My priorities in the next Congress will be the same as the people I represent: lowering costs for working people and middle class families, securing our Southern border and ending the flow of fentanyl into our communities, giving more people a shot at a good job that doesn't require a college degree, promoting careers and apprenticeships in the trades, establishing the right to repair our own stuff, and supporting Southwest Washington's farmers, growers, fishermen, and loggers. I will fight any attempt to restrict the ability of a woman to see a doctor whenever she wants for whatever reason, and I will demand fiscal discipline when it comes to our national debt and deficit, instead of continuing tax giveaways to the top 1% and companies who ship jobs overseas and import cheap junk instead.
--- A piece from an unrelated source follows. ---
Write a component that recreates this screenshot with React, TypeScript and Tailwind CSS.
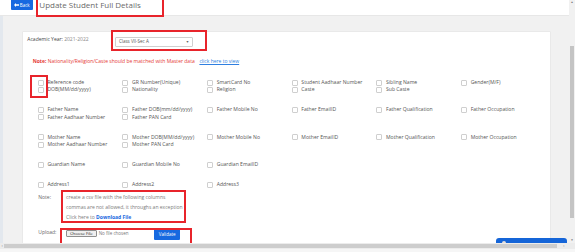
import React from "react";

const group1 = [
  "Reference code",
  "GR Number(Unique)",
  "SmartCard No",
  "Student Aadhaar Number",
  "Sibling Name",
  "Gender(M/F)",
  "DOB(MM/dd/yyyy)",
  "Nationality",
  "Religion",
  "Caste",
  "Sub Caste",
];
const group2 = [
  "Father Name",
  "Father DOB(mm/dd/yyyy)",
  "Father Mobile No",
  "Father EmailID",
  "Father Qualification",
  "Father Occupation",
  "Father Aadhaar Number",
  "Father PAN Card",
];
const group3 = [
  "Mother Name",
  "Mother DOB(MM/dd/yyyy)",
  "Mother Mobile No",
  "Mother EmailID",
  "Mother Qualification",
  "Mother Occupation",
  "Mother Aadhaar Number",
  "Mother PAN Card",
];
const group4 = ["Guardian Name", "Guardian Mobile No", "Guardian EmailID"];
const group5 = ["Address1", "Address2", "Address3"];

function Group({ items, last }: { items: string[]; last?: boolean }) {
  return (
    <div
      className={`grid grid-cols-[repeat(6,84.67px)] ${last ? "" : "mb-[12.67px]"}`}
    >
      {items.map((t) => (
        <div key={t} className="flex items-center h-[7.33px]">
          <span className="w-[6px] h-[6px] border border-[#cfcfcf] rounded-[1px] bg-white shrink-0" />
          <span className="ml-[3.7px] text-[5.1px] leading-none text-[#555] whitespace-nowrap">
            {t}
          </span>
        </div>
      ))}
    </div>
  );
}

export default function App() {
  return (
    <div className="w-[575px] h-[252px] overflow-hidden relative flex flex-col bg-white font-['Open_Sans','Noto_Sans',sans-serif]">
      <div className="flex h-[243px]">
        <div className="flex-1 flex flex-col overflow-hidden">
          {/* header */}
          <div className="h-[16px] shrink-0 bg-white border-b border-[#e7e7e7] flex items-start relative z-10">
            <button className="ml-[11px] w-[22px] h-[10px] bg-[#1769e0] text-white text-[4.5px] leading-none flex items-center justify-center rounded-b-[1px]">
              <svg width="5" height="4" viewBox="0 0 10 8" className="mr-[0.5px]">
                <path d="M0 4 L4 0 L4 2.5 L10 2.5 L10 5.5 L4 5.5 L4 8 Z" fill="white" />
              </svg>
              Back
            </button>
            <div className="ml-[3px] -mt-[4px] h-[21px] w-[128px] border-2 border-[#e8242b] pl-[1.3px] pt-[2.7px] shrink-0">
              <div className="text-[8px] leading-[7px] text-[#6a6a6a] whitespace-nowrap">
                Update Student Full Details
              </div>
            </div>
          </div>
          {/* body */}
          <div className="flex-1 flex bg-[#f1f1f1] overflow-hidden">
            <div className="w-[3px] bg-[#e3e8ee] shrink-0" />
            <div className="pl-[19px] pt-[15px]">
              <div className="relative w-[529px] h-[260px] bg-white border border-[#e9e9e9] rounded-[1px]">
                {/* academic year */}
                <div className="flex items-start pt-[4.7px] pl-[4.3px]">
                  <div className="w-[87.7px] -mt-[1px] text-[5px] leading-[6px] whitespace-nowrap">
                    <span className="text-[#444]">Academic Year:</span>{" "}
                    <span className="text-[#888]">2021-2022</span>
                  </div>
                  <div className="w-[77.7px] h-[10px] border border-[#cfcfcf] rounded-[1px] flex items-center justify-between pl-[3px] pr-[2.5px] text-[4.5px] text-[#555]">
                    <span>Class VII-Sec A</span>
                    <span className="text-[3.5px] text-[#666]">▼</span>
                  </div>
                </div>
                {/* note */}
                <div className="mt-[11px] pl-[9.7px] text-[5px] leading-[6px] whitespace-nowrap flex">
                  <span className="text-[#e53935]">
                    <span className="font-bold">Note:</span> Nationality/Religion/Caste should be matched with Master data
                  </span>
                  <span className="ml-[4.7px] text-[#2f7fe0] underline">click here to view</span>
                </div>
                {/* checkboxes */}
                <div className="mt-[15.3px] pl-[14.7px]">
                  <Group items={group1} />
                  <Group items={group2} />
                  <Group items={group3} />
                  <Group items={group4} />
                  <Group items={group5} last />
                </div>
                {/* notes */}
                <div className="mt-[4px] pl-[15.3px] flex items-start text-[5px] leading-[10px]">
                  <div className="w-[27.7px] text-[#666]">Note:</div>
                  <div className="text-[#7a7a7a] whitespace-nowrap">
                    <div>create a csv file with the following columns</div>
                    <div>commas are not allowed, it throughs an exception</div>
                    <div>
                      Click here to <span className="text-[#1769e0] font-bold">Download File</span>
                    </div>
                  </div>
                </div>
                {/* upload */}
                <div className="mt-[7px] pl-[15.3px] flex items-start">
                  <div className="w-[27.7px] text-[5px] leading-[6px] text-[#666]">Upload:</div>
                  <div className="w-[88px] mt-[1px] flex items-center">
                    <div className="w-[30.7px] h-[6.6px] border border-[#8f8f8f] bg-[#efefef] rounded-[1px] text-[4.3px] leading-none text-[#222] flex items-center justify-center">
                      Choose File
                    </div>
                    <span className="ml-[2px] text-[4.5px] leading-none text-[#777]">No file chosen</span>
                  </div>
                  <div className="w-[26.3px] h-[10.6px] bg-[#1769e0] rounded-[1px] text-white text-[4.5px] leading-none flex items-center justify-center">
                    Validate
                  </div>
                </div>

                {/* red annotation boxes */}
                <div className="absolute left-[88px] top-[-2px] w-[96px] h-[20.5px] border-2 border-[#e8242b]" />
                <div className="absolute left-[7px] top-[42.5px] w-[18px] h-[23.5px] border-2 border-[#e8242b]" />
                <div className="absolute left-[37.7px] top-[158px] w-[125px] h-[33px] border-2 border-[#e8242b]" />
                <div className="absolute left-[37px] top-[195.7px] w-[132px] h-[30px] border-2 border-[#e8242b]" />
              </div>
            </div>
          </div>
        </div>
        {/* vertical scrollbar */}
        <div className="w-[6px] bg-[#f1f1f1] flex flex-col items-center shrink-0">
          <div className="mt-[1px] text-[3px] leading-none text-[#777]">▲</div>
          <div className="mt-[42px] w-[4.5px] h-[172px] bg-[#c4c4c4]" />
          <div className="mt-auto mb-[1px] text-[3px] leading-none text-[#777]">▼</div>
        </div>
      </div>
      {/* horizontal scrollbar */}
      <div className="h-[6px] bg-[#ececec] flex items-center shrink-0">
        <span className="ml-[1.5px] text-[4px] leading-none text-[#555]">‹</span>
        <div className="ml-[1.5px] w-[553px] h-[4.5px] bg-[#cdcdcd]" />
        <span className="ml-[6px] text-[4px] leading-none text-[#555]">›</span>
      </div>
      <div className="flex-1 bg-[#f6f6f6]" />

      {/* chat widget */}
      <div className="absolute left-[495.7px] top-[238.3px] w-[71.3px] h-[5px] bg-[#1565d8] rounded-t-[3px] overflow-hidden">
        <div className="ml-[6px] mt-[2.5px] w-[4px] h-[4px] rounded-full bg-[#e8e0da]" />
      </div>
    </div>
  );
}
I will put the views of Southwest Washington first in the votes I cast and the work I do, and I will stand up to political extremism, political violence, and any abuse of power or the public trust.

I will always be the person I was raised to be, someone who works to fix things, not break them. It has been a profound honor to be invited into so many living rooms, shop floors and community spaces across the district and the political spectrum – I’m deeply grateful to continue in this work. It is a privilege to listen, show up, do the work, and focus on substance, not slogans or sound bites.

To the people of Southwest Washington: I pledge to you that I will work every day to live up to the responsibility you have placed in me, I will continue to deliver results for our district, and I will continue to put the place we live above the national politics trying to divide us. It never will.